Last Wednesday, The Washington Post circulated style guidelines for several terms, including alt-right, which it defined in part as “a small, far-right movement that seeks a whites-only state” whose adherents are “known for espousing racist, anti-Semitic and sexist points of view.”

And on Monday, The Associated Press published its own usage guidance for the term, saying that journalists should not use the term without defining it because “it is not well known and the term may exist primarily as a public relations device to make its supporters’ actual beliefs less clear and more acceptable to a broader audience.”

The standards editor at NPR published a memo in mid-November titled “Guidance on References to the ‘Alt-Right,’” that encouraged an explanation of the term, and the progressive news site ThinkProgress said in a post last week that it would “no longer treat ‘alt-right’ as an accurate descriptor of either a movement or its members” because the term is used as a self-descriptor and obscures the group’s overt racism.

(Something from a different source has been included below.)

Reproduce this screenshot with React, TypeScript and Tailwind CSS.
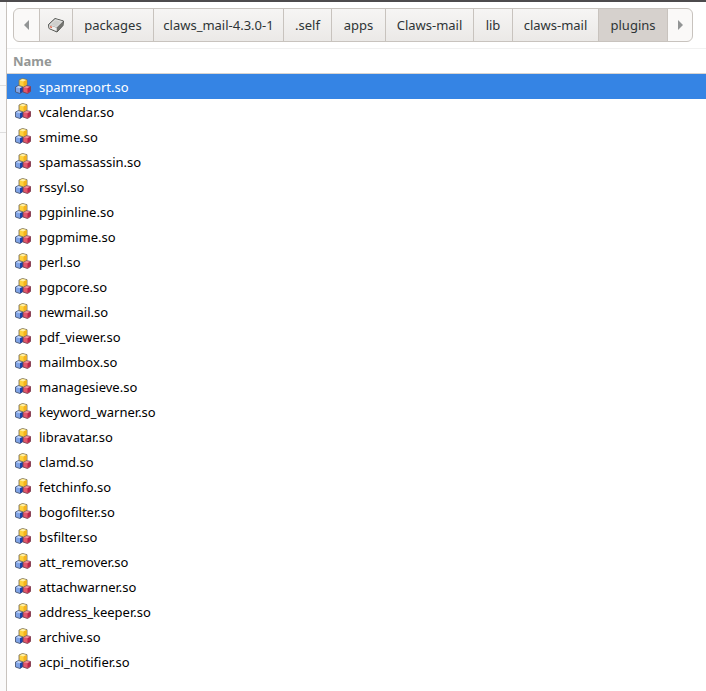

The Wall Street Journal has used the term, but a spokeswoman said in an email that it prefers to be “more precise about groups or individuals, reporting on their specific actions or statements.”

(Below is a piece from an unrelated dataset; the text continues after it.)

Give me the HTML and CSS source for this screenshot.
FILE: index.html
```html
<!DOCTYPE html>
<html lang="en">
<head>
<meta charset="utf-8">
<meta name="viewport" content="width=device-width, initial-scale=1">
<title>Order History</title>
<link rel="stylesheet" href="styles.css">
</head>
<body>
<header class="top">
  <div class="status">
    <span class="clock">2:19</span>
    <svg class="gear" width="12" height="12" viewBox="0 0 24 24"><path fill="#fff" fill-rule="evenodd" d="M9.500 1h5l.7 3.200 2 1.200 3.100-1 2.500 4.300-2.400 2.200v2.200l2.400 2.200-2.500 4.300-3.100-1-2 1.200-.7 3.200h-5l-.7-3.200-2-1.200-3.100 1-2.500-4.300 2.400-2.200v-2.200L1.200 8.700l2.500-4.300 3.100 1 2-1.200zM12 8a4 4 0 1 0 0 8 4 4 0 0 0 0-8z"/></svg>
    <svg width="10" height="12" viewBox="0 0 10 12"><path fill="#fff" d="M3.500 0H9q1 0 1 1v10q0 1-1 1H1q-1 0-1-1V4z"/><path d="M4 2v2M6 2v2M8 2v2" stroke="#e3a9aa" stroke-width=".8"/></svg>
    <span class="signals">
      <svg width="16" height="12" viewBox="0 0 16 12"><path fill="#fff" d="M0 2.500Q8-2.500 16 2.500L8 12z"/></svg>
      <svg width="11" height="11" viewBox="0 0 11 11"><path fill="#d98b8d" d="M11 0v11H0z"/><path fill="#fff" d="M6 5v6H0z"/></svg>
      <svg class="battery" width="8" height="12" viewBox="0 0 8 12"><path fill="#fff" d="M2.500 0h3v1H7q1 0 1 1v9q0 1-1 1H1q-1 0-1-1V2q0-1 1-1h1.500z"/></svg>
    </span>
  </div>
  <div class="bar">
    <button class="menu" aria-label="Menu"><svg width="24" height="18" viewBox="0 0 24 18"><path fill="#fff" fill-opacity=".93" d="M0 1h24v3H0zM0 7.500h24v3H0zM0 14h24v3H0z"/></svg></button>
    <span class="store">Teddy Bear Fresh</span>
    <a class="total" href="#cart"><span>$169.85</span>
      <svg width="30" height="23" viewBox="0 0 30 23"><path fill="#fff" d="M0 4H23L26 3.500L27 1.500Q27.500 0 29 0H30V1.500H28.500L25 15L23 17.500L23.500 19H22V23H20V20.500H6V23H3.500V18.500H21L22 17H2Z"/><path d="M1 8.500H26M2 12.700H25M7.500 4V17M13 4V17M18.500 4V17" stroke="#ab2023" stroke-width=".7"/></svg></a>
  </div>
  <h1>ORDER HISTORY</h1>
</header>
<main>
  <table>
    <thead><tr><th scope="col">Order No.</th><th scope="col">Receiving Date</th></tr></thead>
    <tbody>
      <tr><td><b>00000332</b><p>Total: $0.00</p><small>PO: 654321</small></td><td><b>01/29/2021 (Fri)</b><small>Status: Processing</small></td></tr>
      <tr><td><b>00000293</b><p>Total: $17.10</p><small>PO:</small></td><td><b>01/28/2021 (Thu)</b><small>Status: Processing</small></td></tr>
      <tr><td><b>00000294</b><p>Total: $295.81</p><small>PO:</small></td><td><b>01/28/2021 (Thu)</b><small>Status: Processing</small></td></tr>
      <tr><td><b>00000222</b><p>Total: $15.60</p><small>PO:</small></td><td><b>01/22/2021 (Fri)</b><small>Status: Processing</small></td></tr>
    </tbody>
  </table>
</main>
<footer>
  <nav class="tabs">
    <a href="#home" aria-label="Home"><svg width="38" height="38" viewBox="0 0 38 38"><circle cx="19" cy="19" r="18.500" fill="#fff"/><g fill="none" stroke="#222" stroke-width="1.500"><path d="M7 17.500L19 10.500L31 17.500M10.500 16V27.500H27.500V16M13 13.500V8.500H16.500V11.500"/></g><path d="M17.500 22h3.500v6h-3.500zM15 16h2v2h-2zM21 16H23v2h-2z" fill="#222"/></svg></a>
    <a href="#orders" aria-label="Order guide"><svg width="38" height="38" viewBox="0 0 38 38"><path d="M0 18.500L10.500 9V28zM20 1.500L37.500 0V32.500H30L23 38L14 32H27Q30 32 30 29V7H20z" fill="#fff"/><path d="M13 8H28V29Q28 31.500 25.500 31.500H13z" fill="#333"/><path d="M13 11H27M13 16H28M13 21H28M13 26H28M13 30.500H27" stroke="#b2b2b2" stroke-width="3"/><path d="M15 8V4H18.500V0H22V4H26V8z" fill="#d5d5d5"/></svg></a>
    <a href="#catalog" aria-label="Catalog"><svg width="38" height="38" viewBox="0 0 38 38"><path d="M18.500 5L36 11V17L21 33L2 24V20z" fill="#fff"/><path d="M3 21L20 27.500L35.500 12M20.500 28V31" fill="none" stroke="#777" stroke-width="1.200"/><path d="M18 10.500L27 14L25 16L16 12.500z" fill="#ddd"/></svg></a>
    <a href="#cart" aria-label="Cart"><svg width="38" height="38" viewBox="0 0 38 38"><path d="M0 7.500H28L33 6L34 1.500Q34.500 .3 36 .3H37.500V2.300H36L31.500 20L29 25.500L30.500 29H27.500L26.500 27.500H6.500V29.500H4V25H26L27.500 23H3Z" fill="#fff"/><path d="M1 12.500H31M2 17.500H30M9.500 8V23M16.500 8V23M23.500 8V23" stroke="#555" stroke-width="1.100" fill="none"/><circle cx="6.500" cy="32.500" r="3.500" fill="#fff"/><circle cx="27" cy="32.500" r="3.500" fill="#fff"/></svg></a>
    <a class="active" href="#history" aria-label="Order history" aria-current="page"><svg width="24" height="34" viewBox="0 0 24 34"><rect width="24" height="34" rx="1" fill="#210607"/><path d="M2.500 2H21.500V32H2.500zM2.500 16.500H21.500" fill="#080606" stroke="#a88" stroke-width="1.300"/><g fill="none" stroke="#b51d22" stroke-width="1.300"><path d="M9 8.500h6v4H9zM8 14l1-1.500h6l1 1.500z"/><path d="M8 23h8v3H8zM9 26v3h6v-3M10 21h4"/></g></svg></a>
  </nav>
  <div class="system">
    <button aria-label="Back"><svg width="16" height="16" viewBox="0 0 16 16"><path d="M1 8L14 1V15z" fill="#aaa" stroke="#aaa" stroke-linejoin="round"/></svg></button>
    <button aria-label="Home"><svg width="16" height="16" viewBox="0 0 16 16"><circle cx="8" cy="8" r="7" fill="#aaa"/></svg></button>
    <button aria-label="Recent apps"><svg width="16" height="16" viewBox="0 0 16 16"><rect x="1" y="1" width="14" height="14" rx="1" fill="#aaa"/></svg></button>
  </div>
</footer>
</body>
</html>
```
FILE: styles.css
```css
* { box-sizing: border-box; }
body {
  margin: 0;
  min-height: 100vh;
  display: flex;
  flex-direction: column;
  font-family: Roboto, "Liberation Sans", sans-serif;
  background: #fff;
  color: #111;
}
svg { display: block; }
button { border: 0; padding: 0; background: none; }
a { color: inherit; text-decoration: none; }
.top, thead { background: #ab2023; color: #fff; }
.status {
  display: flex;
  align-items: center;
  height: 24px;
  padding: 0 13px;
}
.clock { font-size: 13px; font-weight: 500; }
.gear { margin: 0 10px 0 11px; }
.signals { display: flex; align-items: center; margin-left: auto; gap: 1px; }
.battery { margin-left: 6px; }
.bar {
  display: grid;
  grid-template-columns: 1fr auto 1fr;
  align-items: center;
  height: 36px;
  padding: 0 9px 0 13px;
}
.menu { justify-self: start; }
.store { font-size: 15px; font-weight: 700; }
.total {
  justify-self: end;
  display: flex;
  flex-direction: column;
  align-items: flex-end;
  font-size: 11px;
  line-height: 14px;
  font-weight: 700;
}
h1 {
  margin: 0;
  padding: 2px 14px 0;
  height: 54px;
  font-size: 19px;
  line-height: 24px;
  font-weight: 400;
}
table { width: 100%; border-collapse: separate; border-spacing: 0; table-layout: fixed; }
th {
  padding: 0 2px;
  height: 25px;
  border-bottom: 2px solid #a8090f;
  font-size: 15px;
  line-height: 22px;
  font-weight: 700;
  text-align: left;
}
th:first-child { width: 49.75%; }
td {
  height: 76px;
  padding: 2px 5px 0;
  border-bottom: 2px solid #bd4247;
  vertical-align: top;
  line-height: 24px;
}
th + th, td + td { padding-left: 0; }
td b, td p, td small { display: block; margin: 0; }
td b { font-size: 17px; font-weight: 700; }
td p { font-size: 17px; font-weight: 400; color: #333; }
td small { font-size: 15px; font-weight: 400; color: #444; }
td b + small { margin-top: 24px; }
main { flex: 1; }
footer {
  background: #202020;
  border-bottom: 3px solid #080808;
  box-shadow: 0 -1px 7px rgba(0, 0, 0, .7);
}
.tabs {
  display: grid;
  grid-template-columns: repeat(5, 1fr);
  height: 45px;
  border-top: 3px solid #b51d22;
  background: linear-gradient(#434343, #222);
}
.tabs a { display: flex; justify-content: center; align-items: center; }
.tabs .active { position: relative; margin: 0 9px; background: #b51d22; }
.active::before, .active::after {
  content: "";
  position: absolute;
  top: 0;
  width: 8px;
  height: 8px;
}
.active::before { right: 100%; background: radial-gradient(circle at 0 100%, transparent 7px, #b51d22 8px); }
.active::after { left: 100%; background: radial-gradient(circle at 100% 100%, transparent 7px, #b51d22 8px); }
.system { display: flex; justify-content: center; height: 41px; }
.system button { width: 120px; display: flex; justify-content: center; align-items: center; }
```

The New York Times has had many conversations about the term but has not banned it, said Phil Corbett, The Times’s standards editor. Reporters are encouraged to explain what the term means rather than use it as a label, he said.

Defenders of the term argue that it is an appropriate characterization of a new group for which existing definitions do not capture the full range of ideologies and prejudices.

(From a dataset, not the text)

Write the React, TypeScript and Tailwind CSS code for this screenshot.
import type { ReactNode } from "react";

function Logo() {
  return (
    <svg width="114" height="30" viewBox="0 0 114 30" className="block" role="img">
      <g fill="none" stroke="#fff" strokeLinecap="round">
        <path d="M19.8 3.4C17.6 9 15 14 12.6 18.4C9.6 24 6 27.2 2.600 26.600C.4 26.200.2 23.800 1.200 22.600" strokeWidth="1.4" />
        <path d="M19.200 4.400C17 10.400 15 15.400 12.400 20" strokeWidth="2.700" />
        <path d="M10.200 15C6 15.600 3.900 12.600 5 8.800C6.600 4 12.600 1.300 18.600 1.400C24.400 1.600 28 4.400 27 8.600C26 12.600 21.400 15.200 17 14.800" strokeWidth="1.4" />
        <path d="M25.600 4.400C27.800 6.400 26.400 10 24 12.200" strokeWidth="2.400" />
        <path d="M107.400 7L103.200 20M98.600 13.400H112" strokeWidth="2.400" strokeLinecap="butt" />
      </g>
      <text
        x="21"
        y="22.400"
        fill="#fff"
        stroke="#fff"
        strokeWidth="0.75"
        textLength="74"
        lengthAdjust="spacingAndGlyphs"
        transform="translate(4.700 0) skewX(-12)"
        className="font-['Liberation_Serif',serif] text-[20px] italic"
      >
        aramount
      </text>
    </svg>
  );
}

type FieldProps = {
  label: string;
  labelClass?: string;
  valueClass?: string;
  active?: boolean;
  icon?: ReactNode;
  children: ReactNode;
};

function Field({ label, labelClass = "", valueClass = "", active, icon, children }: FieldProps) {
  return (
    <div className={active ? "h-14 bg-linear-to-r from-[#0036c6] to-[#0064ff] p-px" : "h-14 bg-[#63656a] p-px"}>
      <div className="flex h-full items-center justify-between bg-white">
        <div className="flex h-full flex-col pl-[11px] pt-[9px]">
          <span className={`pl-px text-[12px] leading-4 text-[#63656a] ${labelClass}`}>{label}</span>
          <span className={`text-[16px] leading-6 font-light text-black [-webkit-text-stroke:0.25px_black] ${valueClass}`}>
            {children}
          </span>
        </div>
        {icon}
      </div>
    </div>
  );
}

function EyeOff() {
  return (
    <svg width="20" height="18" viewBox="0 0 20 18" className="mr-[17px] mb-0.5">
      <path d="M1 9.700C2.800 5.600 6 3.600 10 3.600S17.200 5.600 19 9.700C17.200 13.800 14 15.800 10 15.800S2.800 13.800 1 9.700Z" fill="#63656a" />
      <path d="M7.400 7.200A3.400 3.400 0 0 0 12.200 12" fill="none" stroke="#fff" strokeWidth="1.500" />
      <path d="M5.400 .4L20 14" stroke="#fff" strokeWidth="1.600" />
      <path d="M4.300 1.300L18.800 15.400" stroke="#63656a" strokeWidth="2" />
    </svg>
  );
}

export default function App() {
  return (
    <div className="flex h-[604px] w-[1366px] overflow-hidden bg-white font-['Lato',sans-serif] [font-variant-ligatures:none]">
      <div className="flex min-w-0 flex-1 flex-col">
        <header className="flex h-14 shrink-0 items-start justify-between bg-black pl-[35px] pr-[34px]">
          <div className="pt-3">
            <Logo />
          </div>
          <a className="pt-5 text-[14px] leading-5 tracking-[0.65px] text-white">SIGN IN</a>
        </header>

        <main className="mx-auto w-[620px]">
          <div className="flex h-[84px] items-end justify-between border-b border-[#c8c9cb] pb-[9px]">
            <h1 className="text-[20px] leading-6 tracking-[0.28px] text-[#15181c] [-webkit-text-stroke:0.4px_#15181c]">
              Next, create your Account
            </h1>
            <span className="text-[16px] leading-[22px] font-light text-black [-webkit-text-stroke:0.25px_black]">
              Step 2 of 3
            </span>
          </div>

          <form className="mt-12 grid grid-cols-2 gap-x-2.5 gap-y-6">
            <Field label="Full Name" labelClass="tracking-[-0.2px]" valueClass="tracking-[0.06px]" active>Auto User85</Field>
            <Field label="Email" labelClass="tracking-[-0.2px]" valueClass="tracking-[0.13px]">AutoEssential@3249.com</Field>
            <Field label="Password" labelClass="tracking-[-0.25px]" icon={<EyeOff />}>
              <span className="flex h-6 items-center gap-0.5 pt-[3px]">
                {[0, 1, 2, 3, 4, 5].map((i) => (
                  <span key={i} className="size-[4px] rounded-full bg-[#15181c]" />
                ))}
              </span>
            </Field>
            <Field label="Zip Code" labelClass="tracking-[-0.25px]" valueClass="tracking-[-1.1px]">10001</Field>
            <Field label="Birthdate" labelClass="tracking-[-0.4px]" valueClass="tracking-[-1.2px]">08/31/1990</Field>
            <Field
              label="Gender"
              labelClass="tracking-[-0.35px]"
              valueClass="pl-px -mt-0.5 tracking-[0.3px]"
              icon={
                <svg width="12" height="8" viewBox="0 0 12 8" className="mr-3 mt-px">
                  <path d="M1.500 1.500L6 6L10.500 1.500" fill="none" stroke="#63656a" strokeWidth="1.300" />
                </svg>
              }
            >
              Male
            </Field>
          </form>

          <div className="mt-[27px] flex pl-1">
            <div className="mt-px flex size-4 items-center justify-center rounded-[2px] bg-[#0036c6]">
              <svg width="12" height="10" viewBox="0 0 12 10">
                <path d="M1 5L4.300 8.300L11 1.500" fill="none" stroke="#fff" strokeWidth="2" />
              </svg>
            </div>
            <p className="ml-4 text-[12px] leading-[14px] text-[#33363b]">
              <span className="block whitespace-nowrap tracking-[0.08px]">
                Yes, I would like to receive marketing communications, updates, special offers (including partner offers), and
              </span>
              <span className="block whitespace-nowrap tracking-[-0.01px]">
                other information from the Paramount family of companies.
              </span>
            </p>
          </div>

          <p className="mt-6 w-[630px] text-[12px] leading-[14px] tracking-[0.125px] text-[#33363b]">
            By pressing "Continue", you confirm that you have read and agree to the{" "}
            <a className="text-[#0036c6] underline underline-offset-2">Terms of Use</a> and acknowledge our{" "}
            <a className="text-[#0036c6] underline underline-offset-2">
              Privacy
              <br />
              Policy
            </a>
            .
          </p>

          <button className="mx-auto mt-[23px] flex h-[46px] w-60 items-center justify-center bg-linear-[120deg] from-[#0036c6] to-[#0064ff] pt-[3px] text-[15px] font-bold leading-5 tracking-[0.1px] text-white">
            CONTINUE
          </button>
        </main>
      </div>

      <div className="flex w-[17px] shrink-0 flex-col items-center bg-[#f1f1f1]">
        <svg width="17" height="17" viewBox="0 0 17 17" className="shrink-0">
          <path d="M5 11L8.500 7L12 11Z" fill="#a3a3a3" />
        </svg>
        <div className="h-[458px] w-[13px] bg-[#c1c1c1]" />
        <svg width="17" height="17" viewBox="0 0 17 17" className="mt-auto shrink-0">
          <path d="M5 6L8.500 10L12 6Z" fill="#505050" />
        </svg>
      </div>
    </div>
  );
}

“In the case of the alt-right, I think that the tendency has been to want to simply do away with the term and use the term ‘white nationalist,’ but I don’t think that captures the stew of hate,” said Nicole Hemmer, an assistant professor at the Miller Center at the University of Virginia, who studies conservatism and the media. Existing terms, including white nationalism, do not reflect the group’s distinct history, media tactics or myriad hostilities, including its “hard-core misogyny,” she said.

She said news organizations should routinely define the meaning of alt-right so that readers understand the specific viewpoints it encompasses. “We can’t just use new words and new labels without describing what they are,” she said. “I think if news organizations are meticulous about defining their terms, then I think people will come to understand what the alt-right is.”

Rich Lowry, the editor of National Review, a conservative magazine, said he was not opposed to using the term, either, if it was applied narrowly — that is, to describe “people who are obsessed with race and, in one form or another, are white supremacists.”

But he said it would be incorrect to use the label more broadly to describe others on the conservative spectrum, such as the populist and nationalist wing of the Republican Party. “From where we sit, the alt-right is kind of a motley collection of white supremacists and neo-Nazis,” he said. “It’s a mistake to label people who aren’t that the alt-right.”

News organizations have often contended with the issue of terminology used to describe certain groups, viewpoints or ideologies, particularly when they carry political implications.

“Journalists and other people in political life are always arguing about the naming of things,” said Roy Peter Clark, a senior scholar at the Poynter Institute.

In the past, the terms “pro-choice” and “pro-life,” to identify people who either support or oppose abortion rights, have both generated backlash, as have the terms “illegal immigrant” and “undocumented worker” to describe foreigners who are in the country without legal documentation.

News organizations have also grappled with the word “torture” to describe the C.I.A.’s interrogation techniques. For years, The Times avoided using the word to avoid taking sides in a legal and political fight.

In 2014, Dean Baquet, the executive editor of The Times, wrote in a post on the newspaper’s website that The Times had recalibrated its language and would henceforth use the word torture to “describe incidents in which we know for sure that interrogators inflicted pain on a prisoner in an effort to get information.”

Social media platforms like Twitter and Facebook have increased the intensity of debates over language and broadened their audience. That could prompt news organizations to more quickly examine the words they use, said Joshua Benton, the director of the Nieman Journalism Lab.

“Journalists who are on Twitter are seeing the negative reaction to a word choice, a headline choice, whatever it may be,” he said, adding that he expected to see more rapid action from news organizations in response to such criticism.

But while it is inevitable that certain terms, especially ones that may be politically charged, will provoke some level of debate, the solution, many journalists say, is to describe rather than label.

Parsing a term heavy with connotations is “hard work” said Cameron Barr, a managing editor at The Washington Post. But he added: “It’s incumbent upon us to provide clear and dispassionate definitions of what these things mean.”